High Field Electron Paramagnetic Resonance (EPR) at the University at Albany (SUNY)
The Earle group's research is focused on the application and development of quasioptical techniques to improve the sensitivity of very high frequency (95—250GHz) EPR spectrometers for the study of fundamental processes in biological and physical-inorganic systems. Continuing this work and its application to systems of biophysical interest is of key importance to obtain insights into basic questions of structure, dynamics and biological function.
We are particularly interested in the development of experimental, analytical and numerical tools for the evaluation and improvement of novel quasioptical structures for the study of aqueous in vitro samples with future applications to in vivo samples.
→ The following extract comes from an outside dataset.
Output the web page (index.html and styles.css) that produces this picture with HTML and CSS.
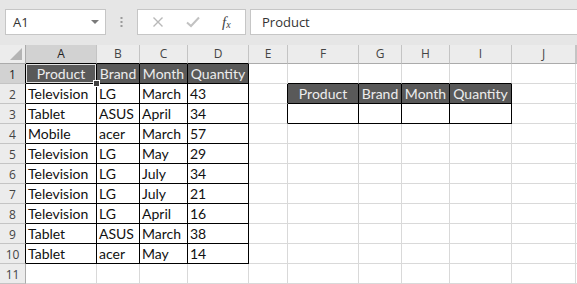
FILE: index.html
```html
<!DOCTYPE html>
<html lang="en">
  <head>
    <meta charset="UTF-8" />
    <title>Sheet</title>
    <link rel="stylesheet" href="styles.css">
  </head>
  <body>
    <!-- FORMULA BAR -->
    <div class="toolbar">
      <div class="namebox">
        <span>A1</span>
        <span class="caret"></span>
      </div>
      <div class="grip">
        <svg width="3" height="12" viewBox="0 0 3 12">
          <rect x="0.5" y="1" width="2" height="2" fill="#9a9a9a" />
          <rect x="0.5" y="5" width="2" height="2" fill="#9a9a9a" />
          <rect x="0.5" y="9" width="2" height="2" fill="#9a9a9a" />
        </svg>
      </div>
      <div class="fxbtns">
        <svg class="cancel" width="12" height="12" viewBox="0 0 12 12">
          <path d="M1.5 1.5 L10.5 10.5 M10.5 1.5 L1.5 10.5" stroke="#b8b8b8" stroke-width="1.4" fill="none" />
        </svg>
        <svg class="enter" width="14" height="12" viewBox="0 0 14 12">
          <path d="M1 6.5 L5 10 L13 1.5" stroke="#c2c2c2" stroke-width="2" fill="none" />
        </svg>
        <span class="fx">f<sub>x</sub></span>
      </div>
      <div class="formula">Product</div>
    </div>

    <!-- SHEET -->
    <div class="sheet">
      <div class="row head">
        <div class="corner">
          <svg width="12" height="12" viewBox="0 0 12 12">
            <polygon points="12,0 12,12 0,12" fill="#b4b4b4" />
          </svg>
        </div>
        <div class="colhead sel edge-b">A</div>
        <div class="colhead edge-b">B</div>
        <div class="colhead edge-b">C</div>
        <div class="colhead edge-b">D</div>
        <div class="colhead">E</div>
        <div class="colhead">F</div>
        <div class="colhead">G</div>
        <div class="colhead">H</div>
        <div class="colhead">I</div>
        <div class="colhead">J</div>
        <div class="colhead"></div>
      </div>

      <div class="row">
        <div class="rowhead sel edge-r">1</div>
        <div class="cell th box active">Product<span class="handle"></span></div>
        <div class="cell th box">Brand</div>
        <div class="cell th box">Month</div>
        <div class="cell th box">Quantity</div>
        <div class="cell"></div>
        <div class="cell edge-b"></div>
        <div class="cell edge-b"></div>
        <div class="cell edge-b"></div>
        <div class="cell edge-b"></div>
        <div class="cell"></div>
        <div class="cell"></div>
      </div>

      <div class="row">
        <div class="rowhead edge-r">2</div>
        <div class="cell box">Television</div>
        <div class="cell box">LG</div>
        <div class="cell box">March</div>
        <div class="cell box">43</div>
        <div class="cell edge-r"></div>
        <div class="cell th box">Product</div>
        <div class="cell th box">Brand</div>
        <div class="cell th box">Month</div>
        <div class="cell th box">Quantity</div>
        <div class="cell"></div>
        <div class="cell"></div>
      </div>

      <div class="row">
        <div class="rowhead edge-r">3</div>
        <div class="cell box">Tablet</div>
        <div class="cell box">ASUS</div>
        <div class="cell box">April</div>
        <div class="cell box">34</div>
        <div class="cell edge-r"></div>
        <div class="cell box"></div>
        <div class="cell box"></div>
        <div class="cell box"></div>
        <div class="cell box"></div>
        <div class="cell"></div>
        <div class="cell"></div>
      </div>

      <div class="row">
        <div class="rowhead edge-r">4</div>
        <div class="cell box">Mobile</div>
        <div class="cell box">acer</div>
        <div class="cell box">March</div>
        <div class="cell box">57</div>
        <div class="cell"></div>
        <div class="cell"></div>
        <div class="cell"></div>
        <div class="cell"></div>
        <div class="cell"></div>
        <div class="cell"></div>
        <div class="cell"></div>
      </div>

      <div class="row">
        <div class="rowhead edge-r">5</div>
        <div class="cell box">Television</div>
        <div class="cell box">LG</div>
        <div class="cell box">May</div>
        <div class="cell box">29</div>
        <div class="cell"></div>
        <div class="cell"></div>
        <div class="cell"></div>
        <div class="cell"></div>
        <div class="cell"></div>
        <div class="cell"></div>
        <div class="cell"></div>
      </div>

      <div class="row">
        <div class="rowhead edge-r">6</div>
        <div class="cell box">Television</div>
        <div class="cell box">LG</div>
        <div class="cell box">July</div>
        <div class="cell box">34</div>
        <div class="cell"></div>
        <div class="cell"></div>
        <div class="cell"></div>
        <div class="cell"></div>
        <div class="cell"></div>
        <div class="cell"></div>
        <div class="cell"></div>
      </div>

      <div class="row">
        <div class="rowhead edge-r">7</div>
        <div class="cell box">Television</div>
        <div class="cell box">LG</div>
        <div class="cell box">July</div>
        <div class="cell box">21</div>
        <div class="cell"></div>
        <div class="cell"></div>
        <div class="cell"></div>
        <div class="cell"></div>
        <div class="cell"></div>
        <div class="cell"></div>
        <div class="cell"></div>
      </div>

      <div class="row">
        <div class="rowhead edge-r">8</div>
        <div class="cell box">Television</div>
        <div class="cell box">LG</div>
        <div class="cell box">April</div>
        <div class="cell box">16</div>
        <div class="cell"></div>
        <div class="cell"></div>
        <div class="cell"></div>
        <div class="cell"></div>
        <div class="cell"></div>
        <div class="cell"></div>
        <div class="cell"></div>
      </div>

      <div class="row">
        <div class="rowhead edge-r">9</div>
        <div class="cell box">Tablet</div>
        <div class="cell box">ASUS</div>
        <div class="cell box">March</div>
        <div class="cell box">38</div>
        <div class="cell"></div>
        <div class="cell"></div>
        <div class="cell"></div>
        <div class="cell"></div>
        <div class="cell"></div>
        <div class="cell"></div>
        <div class="cell"></div>
      </div>

      <div class="row">
        <div class="rowhead edge-r">10</div>
        <div class="cell box">Tablet</div>
        <div class="cell box">acer</div>
        <div class="cell box">May</div>
        <div class="cell box">14</div>
        <div class="cell"></div>
        <div class="cell"></div>
        <div class="cell"></div>
        <div class="cell"></div>
        <div class="cell"></div>
        <div class="cell"></div>
        <div class="cell"></div>
      </div>

      <div class="row">
        <div class="rowhead">11</div>
        <div class="cell"></div>
        <div class="cell"></div>
        <div class="cell"></div>
        <div class="cell"></div>
        <div class="cell"></div>
        <div class="cell"></div>
        <div class="cell"></div>
        <div class="cell"></div>
        <div class="cell"></div>
        <div class="cell"></div>
        <div class="cell"></div>
      </div>
    </div>
  </body>
</html>
```

FILE: styles.css
```css
* {
  box-sizing: border-box;
}

body {
  margin: 0;
  width: 577px;
  height: 284px;
  overflow: hidden;
  background: #fff;
  font-family: "Lato", "Liberation Sans", sans-serif;
}

/* formula bar */
.toolbar {
  height: 45px;
  background: #e6e6e6;
  display: flex;
  align-items: flex-start;
  padding: 9px 0 0 5px;
}

.namebox {
  width: 101px;
  height: 26px;
  background: #fff;
  border: 1px solid #c6c6c6;
  display: flex;
  align-items: center;
  justify-content: space-between;
  padding: 0 6px 0 7px;
  font-family: "Open Sans", sans-serif;
  font-size: 13px;
  color: #333;
}

.caret {
  width: 0;
  height: 0;
  border-left: 4px solid transparent;
  border-right: 4px solid transparent;
  border-top: 4px solid #7a7a7a;
}

.grip {
  width: 31px;
  height: 26px;
  display: flex;
  align-items: center;
  justify-content: center;
}

.fxbtns {
  width: 109px;
  height: 26px;
  background: #fff;
  border: 1px solid #c6c6c6;
  display: flex;
  align-items: center;
  padding-left: 14px;
}

.fxbtns .enter {
  margin-left: 22px;
}

.fx {
  margin-left: 22px;
  font-family: "Liberation Serif", serif;
  font-style: italic;
  font-size: 15px;
  color: #444;
}

.fx sub {
  font-size: 10px;
  vertical-align: -1px;
}

.formula {
  flex: 1;
  height: 26px;
  margin-left: 4px;
  background: #fff;
  border: 1px solid #c6c6c6;
  border-right: none;
  padding-left: 11px;
  line-height: 24px;
  font-family: "Open Sans", sans-serif;
  font-size: 13px;
  color: #333;
}

/* grid */
.row {
  display: grid;
  grid-template-columns: 26px 71px 43px 48px 61px 39px 71px 43px 48px 62px 64px 1fr;
  grid-template-rows: 100%;
  height: 20px;
}

.row.head {
  height: 19px;
}

.corner,
.colhead,
.rowhead {
  background: #ececec;
  font-family: "Open Sans", sans-serif;
  font-size: 12px;
  color: #444;
  text-align: center;
}

.corner {
  border-right: 1px solid #ababab;
  border-bottom: 1px solid #ababab;
  display: flex;
  align-items: flex-end;
  justify-content: flex-end;
  padding: 0 3px 3px 0;
}

.colhead {
  border-right: 1px solid #c4c4c4;
  border-bottom: 1px solid #ababab;
  line-height: 18px;
}

.rowhead {
  border-right: 1px solid #ababab;
  border-bottom: 1px solid #c4c4c4;
  line-height: 19px;
  padding-top: 1px;
}

.colhead.sel,
.rowhead.sel {
  background: #d2d2d2;
  color: #222;
}

.cell {
  position: relative;
  border-right: 1px solid #d9d9d9;
  border-bottom: 1px solid #d9d9d9;
  padding: 1px 2px 0;
  font-size: 14px;
  line-height: 18px;
  color: #111;
  white-space: nowrap;
}

.cell.box {
  border-right-color: #000;
  border-bottom-color: #000;
}

.edge-b {
  border-bottom-color: #000;
}

.edge-r {
  border-right-color: #000;
}

.cell.th {
  background: #595959;
  color: #ededed;
  text-align: center;
  padding: 1px 0 0;
}

.cell.active {
  box-shadow: inset 0 0 0 1px #e2e2e2;
}

.handle {
  position: absolute;
  right: -4px;
  bottom: -4px;
  width: 7px;
  height: 7px;
  background: #404040;
  border: 1px solid #fff;
  z-index: 2;
}
```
Parameter estimation is a particularly important problem in simultaneous multifrequency ESR spectral analysis. We are currenlty developing techniques drawing on insights from statistical geometry, maximum entropy methods, and analogues of thermodynamic systems to obtain minimally-biased parameters that can inform models of structure and dynamics
The analysis of magnetic resonance (NMR and ESR) spectra, particularly multi-frequency and time-domain experiments, is an important area of research as ever-more sophistiated experintal techniques are introduced. We are developing computational methds, based on path-integral techniques, to perform calculations that will supplement more traditional methods based on eigenfunction expansions.
Recent work has focussed on developing a Hamiltonian Graphical User Interface (GUI) that has the potential for greatly simplifying the often tedious manipulations required for computing the matrix elements of Hamiltonians describing systems where many orbital angular momenta and spins are coupled.
As a colleague of mine once drolly observed:
"If we knew what we were doing, it wouldn't be research."